*JOB*
Where does the string "TypeScript" appear in the records? Copy every line that contains it.

─── TASK INPUTS ───

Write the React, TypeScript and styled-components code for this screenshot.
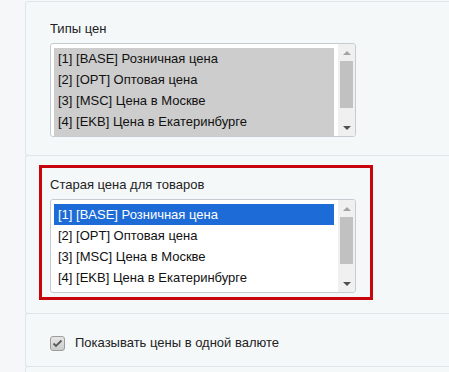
import React from 'react'
import styled, { createGlobalStyle } from 'styled-components'

const GlobalStyle = createGlobalStyle`
  html, body {
    margin: 0;
    padding: 0;
    background: #f5f7f8;
    overflow: hidden;
  }
  body {
    font-family: 'Liberation Sans', Arial, sans-serif;
    font-size: 13px;
    color: #222;
  }
`

const Page = styled.div`
  display: flex;
  flex-direction: column;
  padding: 1px 0 0 25px;
  width: 449px;
  height: 372px;
  box-sizing: border-box;
  overflow: hidden;
`

const Panel = styled.section<{ $compact?: boolean }>`
  background: #f5f8f9;
  border: 1px solid #dfe6ea;
  border-right: none;
  border-radius: 3px 0 0 3px;
  margin-top: -1px;
  padding: ${(p) => (p.$compact ? '21px 24px 15px' : '19px 24px 18px')};
  flex-shrink: 0;

  &:first-child {
    margin-top: 0;
  }
`

const EmptyPanel = styled(Panel)`
  flex: 1;
  padding: 0;
  border-bottom: none;
  border-radius: 3px 0 0 0;
`

const Highlight = styled.div`
  border: 3px solid #c8040c;
  padding: 9px 14px 4px 8px;
  margin: -10px -17px -5px -11px;
  width: 306px;
`

const Label = styled.div`
  line-height: 16px;
  margin-bottom: 6px;
  color: #222;
`

const ListBox = styled.div`
  display: flex;
  width: 306px;
  height: 94px;
  box-sizing: border-box;
  border: 1px solid #c4ccd1;
  border-radius: 3px;
  background: #fff;
  padding-left: 3px;
  overflow: hidden;
`

const Options = styled.div<{ $dimmed?: boolean }>`
  width: 280px;
  margin: 4px 4px 0 0;
  background: ${(p) => (p.$dimmed ? '#cdcdcd' : 'transparent')};
  overflow: hidden;
`

const Option = styled.div<{ $active?: boolean }>`
  height: 21px;
  line-height: 21px;
  padding-left: 4px;
  white-space: nowrap;
  background: ${(p) => (p.$active ? '#1d6bd6' : 'transparent')};
  color: ${(p) => (p.$active ? '#fff' : '#111')};
`

const Scrollbar = styled.div`
  width: 17px;
  display: flex;
  flex-direction: column;
  background: #f0f0f0;
`

const ArrowButton = styled.div`
  height: 17px;
  display: flex;
  align-items: center;
  justify-content: center;
`

const Arrow = styled.div<{ $dir: 'up' | 'down' }>`
  width: 0;
  height: 0;
  border-left: 4px solid transparent;
  border-right: 4px solid transparent;
  ${(p) =>
    p.$dir === 'up'
      ? 'border-bottom: 4px solid #a3a3a3;'
      : 'border-top: 4px solid #505050;'}
`

const Track = styled.div`
  flex: 1;
  padding: 0 2px;
`

const Thumb = styled.div`
  height: 47px;
  background: #c1c1c1;
`

const CheckRow = styled.label`
  display: flex;
  align-items: center;
  gap: 10px;
  line-height: 16px;
`

const CheckBox = styled.span`
  width: 15px;
  height: 15px;
  box-sizing: border-box;
  border: 1px solid #9c9c9c;
  border-radius: 3px;
  background: linear-gradient(#e6e6e6, #cbcbcb);
  display: flex;
  align-items: center;
  justify-content: center;
`

const priceTypes = [
  '[1] [BASE] Розничная цена',
  '[2] [OPT] Оптовая цена',
  '[3] [MSC] Цена в Москве',
  '[4] [EKB] Цена в Екатеринбурге',
]

type ListProps = {
  items: string[]
  dimmed?: boolean
  activeIndex?: number
}

const PriceList: React.FC<ListProps> = ({ items, dimmed, activeIndex }) => (
  <ListBox>
    <Options $dimmed={dimmed}>
      {items.map((item, i) => (
        <Option key={item} $active={i === activeIndex}>
          {item}
        </Option>
      ))}
    </Options>
    <Scrollbar>
      <ArrowButton>
        <Arrow $dir="up" />
      </ArrowButton>
      <Track>
        <Thumb />
      </Track>
      <ArrowButton>
        <Arrow $dir="down" />
      </ArrowButton>
    </Scrollbar>
  </ListBox>
)

const App: React.FC = () => {
  return (
    <>
      <GlobalStyle />
      <Page>
        <Panel>
          <Label>Типы цен</Label>
          <PriceList items={priceTypes} dimmed />
        </Panel>

        <Panel>
          <Highlight>
            <Label>Старая цена для товаров</Label>
            <PriceList items={priceTypes} activeIndex={0} />
          </Highlight>
        </Panel>

        <Panel $compact>
          <CheckRow>
            <CheckBox>
              <svg width="11" height="9" viewBox="0 0 11 9">
                <path d="M1.5 4.5 L4 7 L9.5 1.5" fill="none" stroke="#5a5a5a" strokeWidth="1.8" />
              </svg>
            </CheckBox>
            Показывать цены в одной валюте
          </CheckRow>
        </Panel>

        <EmptyPanel />
      </Page>
    </>
  )
}

export default App
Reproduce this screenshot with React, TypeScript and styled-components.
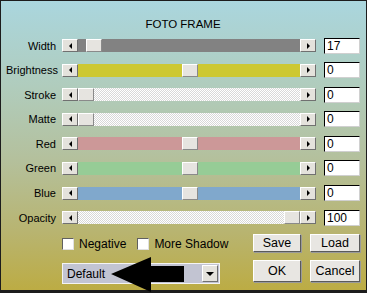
import React from "react"
import styled, {createGlobalStyle} from "styled-components"

const GlobalStyle = createGlobalStyle`
  html, body {
    margin: 0;
    padding: 0;
    background: #b8a848;
  }
`;

const Frame = styled.div`
  position: relative;
  width: 367px;
  height: 293px;
  box-sizing: border-box;
  border: 1px solid #1c1c1c;
  border-bottom-width: 3px;
  background: linear-gradient(180deg, #aad6de 0%, #b0ccbc 30%, #b4c09c 55%, #b8b470 80%, #bcac44 100%);
  font-family: "Liberation Sans", Arial, sans-serif;
  font-size: 11px;
  color: #000;
  padding: 17px 6px 0 5px;
`;

const Title = styled.div`
  text-align: center;
  font-size: 11.5px;
  height: 13px;
  line-height: 13px;
  margin-bottom: 8px;
`;

const Rows = styled.div`
  display: flex;
  flex-direction: column;
  gap: 11.6px;
`;

const Row = styled.div`
  display: flex;
  align-items: center;
  height: 13px;
`;

const Label = styled.div`
  width: 50px;
  text-align: right;
  margin-right: 6px;
  white-space: nowrap;
`;

const Track = styled.div<{ $bg: string }>`
  display: flex;
  width: 254px;
  height: 13px;
  background: ${p => p.$bg};
`;

const Rail = styled.div`
  position: relative;
  flex: 1;
`;

const ArrowButton = styled.div<{ $dir: "left" | "right" }>`
  width: 16px;
  height: 13px;
  box-sizing: border-box;
  background: #e4e2dc;
  border-top: 1px solid #fff;
  border-left: 1px solid #fff;
  border-right: 1px solid #707070;
  border-bottom: 1px solid #707070;
  display: flex;
  align-items: center;
  justify-content: center;
  &::after {
    content: "";
    width: 0;
    height: 0;
    border-top: 3px solid transparent;
    border-bottom: 3px solid transparent;
    ${p => p.$dir === "left" ? "border-right: 3px solid #000;" : "border-left: 3px solid #000;"}
  }
`;

const Thumb = styled.div`
  position: absolute;
  top: 0;
  width: 16px;
  height: 13px;
  box-sizing: border-box;
  background: #e6e4e0;
  border-top: 1px solid #fff;
  border-left: 1px solid #fff;
  border-right: 1px solid #8a8a8a;
  border-bottom: 1px solid #8a8a8a;
`;

const ValueBox = styled.div`
  width: 36px;
  height: 16px;
  margin-left: 8px;
  box-sizing: border-box;
  background: #fff;
  border-top: 1px solid #000;
  border-left: 1px solid #000;
  border-right: 1px solid #d0d0d0;
  border-bottom: 1px solid #d0d0d0;
  padding-left: 2px;
  line-height: 14px;
  font-size: 12px;
`;

const Bottom = styled.div`
  display: flex;
  margin-top: 10px;
  padding-left: 56px;
`;

const LeftCol = styled.div`
  display: flex;
  flex-direction: column;
  width: 192px;
`;

const Checks = styled.div`
  display: flex;
  align-items: center;
  height: 18px;
  gap: 5px;
  padding-top: 1px;
`;

const Box = styled.div`
  width: 12px;
  height: 12px;
  box-sizing: border-box;
  background: #fff;
  border-top: 1px solid #606060;
  border-left: 1px solid #606060;
  border-right: 1px solid #e0e0e0;
  border-bottom: 1px solid #e0e0e0;
`;

const CheckLabel = styled.span<{ $gap?: number }>`
  font-size: 12px;
  margin-right: ${p => p.$gap ?? 0}px;
`;

const Select = styled.div`
  position: relative;
  display: flex;
  align-items: center;
  margin-top: 10px;
  width: 158px;
  height: 21px;
  box-sizing: border-box;
  border: 1px solid #f4f4f4;
  background: #c2c4d2;
  padding: 1px;
`;

const SelectText = styled.div`
  flex: 1;
  padding-left: 3px;
  font-size: 12px;
`;

const SelectButton = styled.div`
  width: 16px;
  height: 17px;
  box-sizing: border-box;
  background: #e4e2dc;
  border-top: 1px solid #fff;
  border-left: 1px solid #fff;
  border-right: 1px solid #707070;
  border-bottom: 1px solid #707070;
  display: flex;
  align-items: center;
  justify-content: center;
  &::after {
    content: "";
    border-left: 4px solid transparent;
    border-right: 4px solid transparent;
    border-top: 4px solid #000;
  }
`;

const Buttons = styled.div`
  display: grid;
  grid-template-columns: 48px 50px;
  grid-template-rows: 18px 22px;
  column-gap: 9px;
  row-gap: 8px;
  margin-left: 2px;
  margin-top: 0;
`;

const Btn = styled.div`
  box-sizing: border-box;
  background: #e8e6e2;
  border-top: 1px solid #fff;
  border-left: 1px solid #fff;
  border-right: 1px solid #5a5a5a;
  border-bottom: 1px solid #5a5a5a;
  box-shadow: 1px 1px 0 #9a9a9a;
  display: flex;
  align-items: center;
  justify-content: center;
  font-size: 12.5px;
`;

const BigArrow = styled.svg`
  position: absolute;
  left: 110px;
  top: 256px;
`;

const dither = "repeating-conic-gradient(#d8d8d8 0% 25%, #ffffff 0% 50%) 0 0 / 2px 2px";

type Slider = { label: string; bg: string; pos: number; value: string };

const sliders: Slider[] = [
    {label: "Width", bg: "#828282", pos: 8, value: "17"},
    {label: "Brightness", bg: "#cdc832", pos: 104, value: "0"},
    {label: "Stroke", bg: dither, pos: 0, value: "0"},
    {label: "Matte", bg: dither, pos: 0, value: "0"},
    {label: "Red", bg: "#cc9898", pos: 104, value: "0"},
    {label: "Green", bg: "#96cc96", pos: 104, value: "0"},
    {label: "Blue", bg: "#80a8cc", pos: 104, value: "0"},
    {label: "Opacity", bg: dither, pos: 206, value: "100"},
];

export default function App() {
    return (
        <>
            <GlobalStyle/>
            <Frame>
                <Title>FOTO FRAME</Title>
                <Rows>
                    {sliders.map(s => (
                        <Row key={s.label}>
                            <Label>{s.label}</Label>
                            <Track $bg={s.bg}>
                                <ArrowButton $dir="left"/>
                                <Rail>
                                    <Thumb style={{left: s.pos}}/>
                                </Rail>
                                <ArrowButton $dir="right"/>
                            </Track>
                            <ValueBox>{s.value}</ValueBox>
                        </Row>
                    ))}
                </Rows>
                <Bottom>
                    <LeftCol>
                        <Checks>
                            <Box/>
                            <CheckLabel $gap={6}>Negative</CheckLabel>
                            <Box/>
                            <CheckLabel>More Shadow</CheckLabel>
                        </Checks>
                        <Select>
                            <SelectText>Default</SelectText>
                            <SelectButton/>
                        </Select>
                    </LeftCol>
                    <Buttons>
                        <Btn>Save</Btn>
                        <Btn>Load</Btn>
                        <Btn>OK</Btn>
                        <Btn>Cancel</Btn>
                    </Buttons>
                </Bottom>
                <BigArrow width="74" height="36" viewBox="0 0 74 36">
                    <polygon points="0,17 40,0 40,9 73,9 73,25 40,25 40,35" fill="#000"/>
                </BigArrow>
            </Frame>
        </>
    )
}
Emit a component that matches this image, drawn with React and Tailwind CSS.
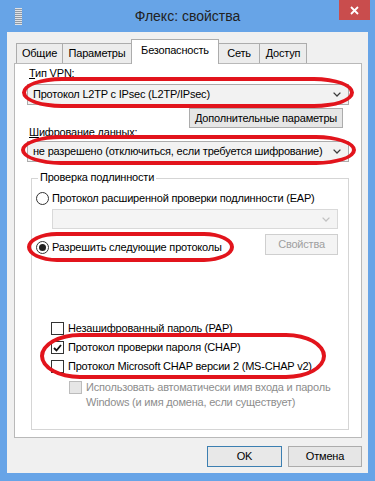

───

*THE ANSWER*
Write the React, TypeScript and styled-components code for this screenshot.
Reproduce this screenshot with React, TypeScript and styled-components.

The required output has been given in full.